Robustness of the pathwise structure of fluctuations in stochastic homogenization

Abstract

We consider a linear elliptic system in divergence form with random coefficients and study the random fluctuations of large-scale averages of the field and the flux of the solution operator. In the context of the random conductance model, we developed in a previous work a theory of fluctuations based on the notion of homogenization commutator: we proved that the two-scale expansion of this special quantity is accurate at leading order in the fluctuation scaling when averaged on large scales (as opposed to the two-scale expansion of the solution operator taken separately) and that the large-scale fluctuations of the field and the flux of the solution operator can be recovered from those of the commutator.
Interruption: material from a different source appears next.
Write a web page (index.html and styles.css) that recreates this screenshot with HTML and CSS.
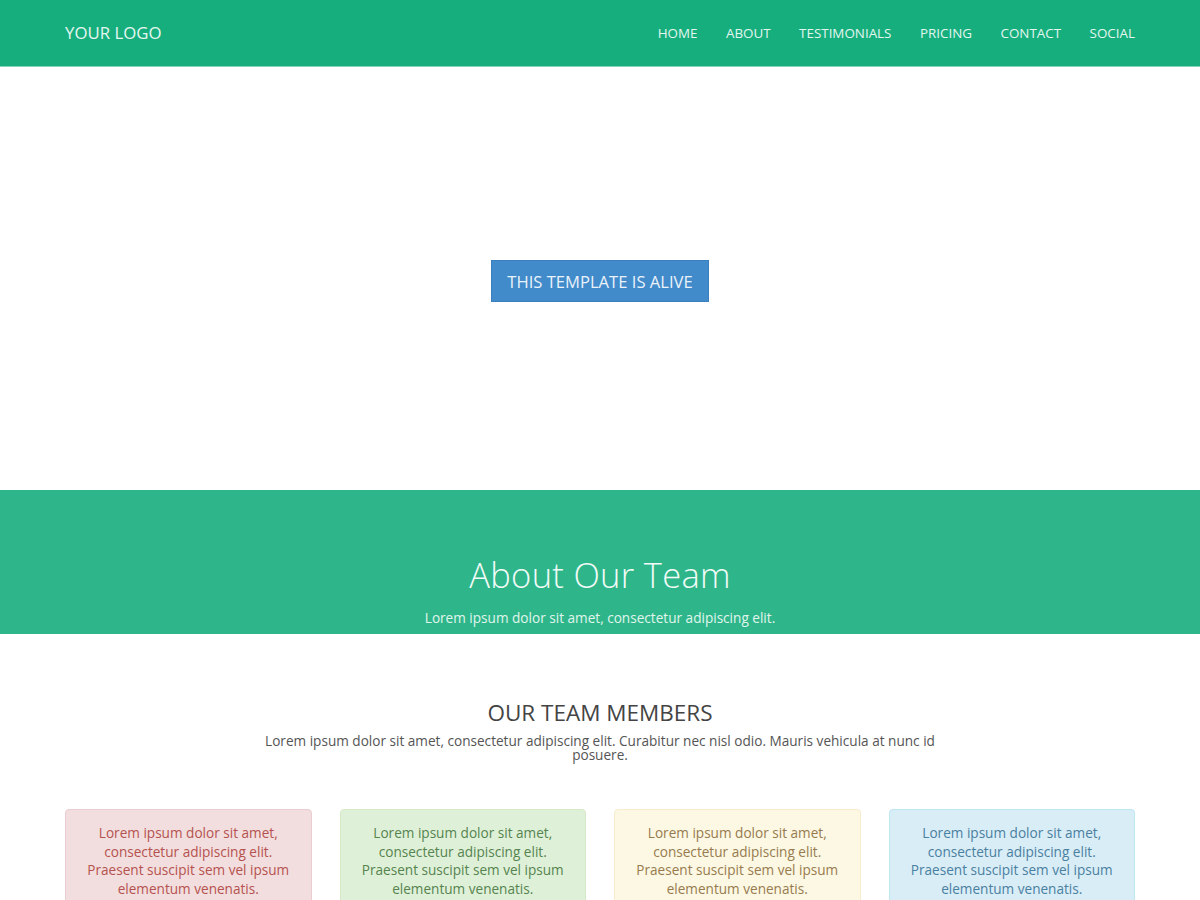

This implies that the large-scale fluctuations of the commutator of the corrector drive all other large-scale fluctuations to leading order, which we refer to as the pathwise structure of fluctuations in stochastic homogenization. In the present contribution we extend this result in two directions: we treat continuum elliptic (possibly non-symmetric) systems and allow for strongly correlated coefficient fields (Gaussian-like with a covariance function that can display an arbitrarily slow algebraic decay at infinity). Our main result shows in this general setting that the two-scale expansion of the homogenization commutator is still accurate to leading order when averaged on large scales, which illustrates the robustness of the pathwise structure of fluctuations.